Marco’s comedy bar expectations:
Going to a comedy bar seemed a great way to top my day then. I had another requirement to do that day which was by group, and we decided to do it at a friend’s house in Valle Verde. The group work wasn’t that heavy, and we had a lot of time to spare after. We killed time by playing table tennis, which for us is a really nice sport to play with friends. Two of us at that house were planning to go to the comedy bar later that night, and at first we were thinking twice because it was already getting late. By the time we left the house it was already eight o’clock, and I still had to drop off one of my friends and go home.
When I got home I told my mom that I was leaving again to go to a comedy bar. She gave me a surprised look and when I asked, she gave me a few warnings about it. She told me that she had been to a comedy bar once and didn’t enjoy it. She said that the stand-up comedians will most likely be gay, and that their humor isn’t amusing. She found that the jokes of the comedians were more of insulting rather than funny, and also that the way they treated the audience was just too rude. One thing that she really remembers about her visit is when the comedian sort of forced her into giving money. She was only fixing her bag and the comedian called out to her, saying out loud that she was giving a donation. With the things she said I began to feel a bit nervous about going, but I decided to still go and be on guard about those things.

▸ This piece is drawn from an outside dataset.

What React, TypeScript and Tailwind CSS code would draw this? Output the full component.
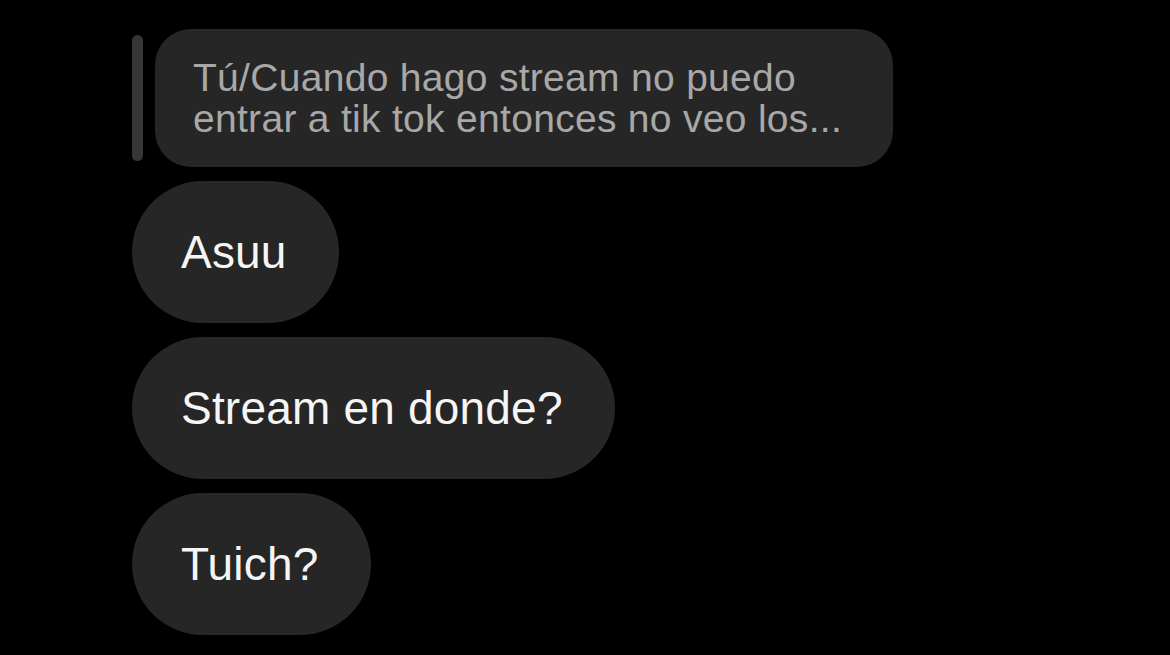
import { ReactNode } from "react";

const font = { fontFamily: '"Liberation Sans", Arial, sans-serif' };

// plain dark grey chat bubble, pill shaped
const Bubble = ({ children }: { children: ReactNode }) => {
  return (
    <div className="flex">
      <div className="flex h-[142px] items-center rounded-full bg-[#262626] pl-[49px] pr-[52px]">
        <span className="text-[46px] leading-[52px] text-[#f5f5f5] tracking-[0.2px]">{children}</span>
      </div>
    </div>
  );
};

// quoted reply ("Tú/...") with the side bar
const ReplyQuote = () => {
  return (
    <div className="flex items-stretch gap-[12px]">
      <div className="my-[6px] w-[11px] rounded-full bg-[#363636]" />
      <div className="w-[738px] rounded-[36px] bg-[#262626] py-[28px] pl-[38px] pr-[30px] text-[39px] leading-[41px] text-[#a8a8a8] tracking-[0.3px]">
        <div className="whitespace-nowrap">Tú/Cuando hago stream no puedo</div>
        <div className="whitespace-nowrap">entrar a tik tok entonces no veo los...</div>
      </div>
    </div>
  );
};

export default function App() {
  const messages = ["Asuu", "Stream en donde?", "Tuich?"];
  return (
    <div className="h-[655px] w-full overflow-hidden bg-black" style={font}>
      <div className="flex flex-col gap-[14px] pl-[132px] pt-[29px]">
        <ReplyQuote />
        {messages.map((m, i) => (
          <Bubble key={i}>{m}</Bubble>
        ))}
      </div>
    </div>
  );
}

Irene’s comedy bar expectations:
As a dormer, I make it a point to go home every weekend after Saturday class. On the rare instances that I don’t, my mom gets angry and makes tampo, which makes me feel guilty even if I choose to stay in Katipunan not to go out for drinks or to gimmicks with my friends, but to finish up on requirements and do group projects. The night before going to the Comedy Bar, I got into a fight with my mom because she wanted me home for the weekend and I obviously wouldn’t be able to make it. The next day was spent lazing around in my dorm, waiting for Marco to fetch me before we both headed to the Comedy Bar. We arranged to meet up at 8:30 in the evening, which would have given us some time to figure out how to get to the bar but as usual, he was running a tad bit late. By the time we got there, it was a little past 10- about an hour later than the actual meeting time. Upon entering, we immediately had to shell out P300.00 which to my surprise, did not even come with a complimentary drink. The attendant at the front desk ushered us to our seats- somewhere in front of the bar which gave us a pretty good view of the stage. I looked around the dimly lit room and I noticed that a majority of the people in the area were my schoolmates. Some I knew by name while most, just by their faces. After shouting out a greeting or two to those I knew around me, I took a seat and started to observe.
The moment we got inside the bar, the comedians were already shouting. The bar was jam-packed with people and it was hard to get to our seat. Since we were late, our schoolmates filled us in on what we had missed. Apparently, one of the SA students was called on stage by the gay comedians (Marco: I guess my mom was right in saying that the comedians were most likely gay). He was criticized for his good looks and he was even given a kiss on the cheek. They didn’t stop with him though, because when we were there they were still calling on people to go up on stage to sing and be the butt of their jokes. The first guy we saw on stage didn’t seem to react that much to the banter of the comedians. We’re guessing it was his way of avoiding being ridiculed on stage. But when it came to singing, we both felt that he gave his all during his performance.
A new set of comedians came on stage and they promptly called on another woman who was in her mid-40’s; a bailkbayan from the Middle East (neither of us can remember which country exactly). We noticed that when she was up on stage, she kept her distance from the comedians and had a rather reserved composure. Her throat was also twitching, which Marco believes was a sign of agitation. When being teased or made fun of, she would counter the comedians with her own put-downs. It was understandable though because the humor of those comedians was really vulgar, lewd, and rash. She successfully kept her composure on stage but in our opinion, it was a struggle and required a lot of effort on her part.
After that act came two comedians who, according to our schoolmates, had gone out on stage before we got there. They started off with the same routine, which was to go about the audience and asking them information about themselves. One thing we remember was that they focused on our Korean schoolmates for a while and made a few jokes about them. But their jokes were less insulting and were a directed a bit more towards themselves. From interacting with the audience, they found out that a number of people were from Ateneo. Upon learning this, we noticed that the comedians shifted their comedy act to an argument that was about their lack of education. In our opinion, this was a better act because all the jokes were directed towards themselves and the comedians were able to gauge what kind of humor the audience would appreciate. No one from the audience would be put in a compromising position wherein they’d be laughed at.
It was only when we were leaving that we got a good look at the audience, because we were seated in front. One thing Irene noticed was that most of them were of working age, around 20 to 40 years old. Also, Marco noticed that most of them appeared to be from the middle class of society. Common to all of them was that they were all laughing and enjoying their time.
That night was really a good way to end the day because we had a few good laughs and discovered a new place that some people go to.